Tonight the kids and I were all playing together on my bed. They were burying me in pillows and laughing hysterically as I burst out from under the pillows. I love how my children find such joy in interaction with me. It's not that we're doing fifteen thousand expensive things...it's the creative games where we all just rough house that they seem to adore.
You popped into the picture when my son sat still and was looking across the room at a picture. I know that everyone has always said he looks like you, but in this moment...it was like time stood still and you were looking across the room. Truth be told, my eyes welled up with tears. This launched all of the kids into a thousand questions about you and why I was crying.
I think death is a difficult concept for children. I suppose it's really a difficult concept for anyone. How do I describe you to this beautiful little boy that is your spitting image? I miss you so much. I wonder what traits of yours, aside from the physical he will have when he grows up. I wonder if he will struggle with any of your struggles. I wonder if he will love like you loved. I wonder if he will care about people as deeply as you did. I hope he doesn't struggle as much with communicating it though...

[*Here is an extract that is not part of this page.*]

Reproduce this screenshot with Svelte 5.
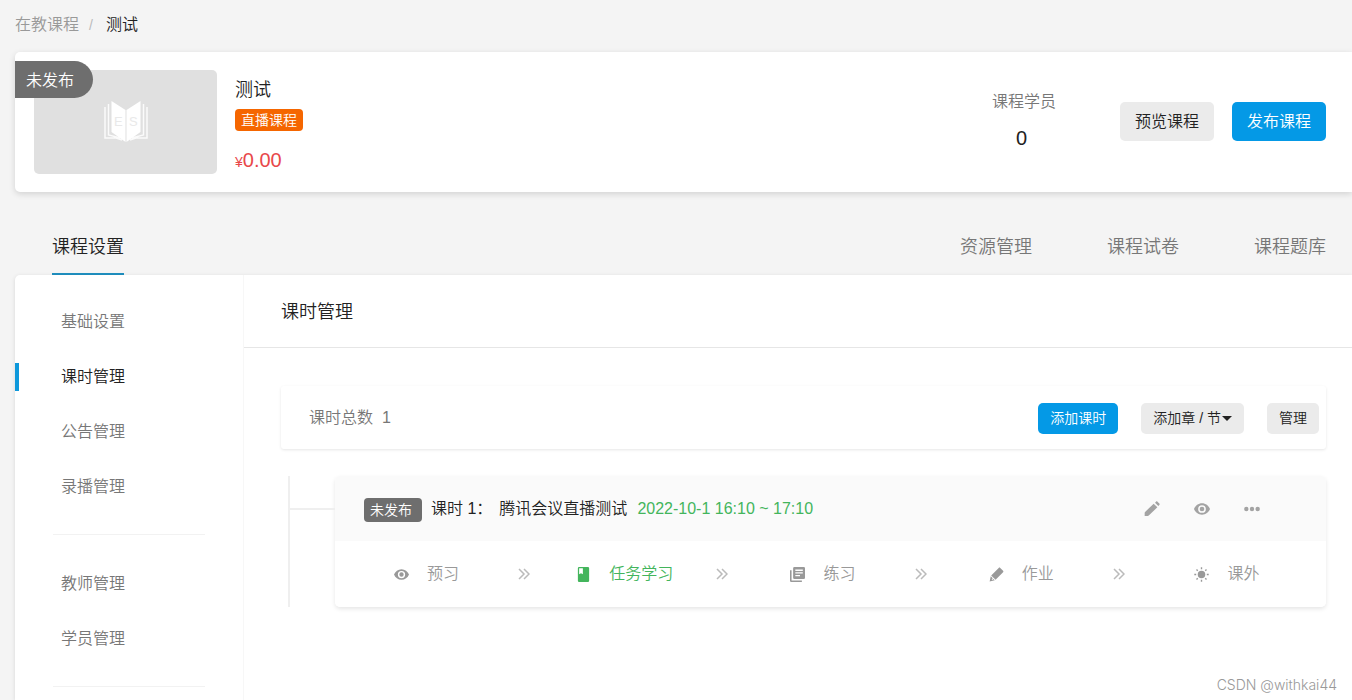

Your love was one of my most favorites. I understood you. I still remember the only conversation that I ever had where I was so hurt by you. I remember you saying so emotionally "What choice do I have? It's you or him. Who do I choose?" I remember in that moment being so hurt for you. I remember telling you that I would never abandon you no matter what. I remember telling you I would love you always and I wouldn't go away. I also remember telling you that it was a sucky choice that you made, but that I understood. For some reason that conversation popped into my head today.
Your death was one that I grieved so heavily. For days I couldn't sleep. I just kept hearing your voice calling my name over and over again in a haunting tone. It was almost like your ghost, or your spirit, was begging me for something. My spirit was begging you to just believe. I would've given anything for you to believe.
I have no monument to remember you by. I have no place to go to in order to feel your presence...except the red chairs. They don't smell like you anymore. Somehow that has gotten lost over the past year. Your smell has become mine...your chairs have become mine...I still remember the last time I saw you sitting in that chair...you had those dark pants on with those white socks. It was Christmas. Our dad and us were all there. I know how beautiful that moment was for you. I know it was a dream of yours being fulfilled. I was happy to see it done for you. I was happy to be a part of that image in your heart.
I miss calling you. I miss talking to you about life, love, the Army, and war. I miss the connection that we shared. I miss your encouragement. I miss it terribly. It was always so difficult for you to show your emotions...and the times you did are forever tattooed on my spirit.
I love you Grandpa. I am so thankful that you always knew that. I am thankful that you never questioned it. I am thankful that we were close...I am thankful that I showed you my vulnerabilities, and that I was blessed to see yours. I am thankful for the laughs, for the advice, for the disagreements, for the stories, for your friendship. I am thankful that I have a piece of you walking around in front of me every day...I am thankful that my son looks just like you.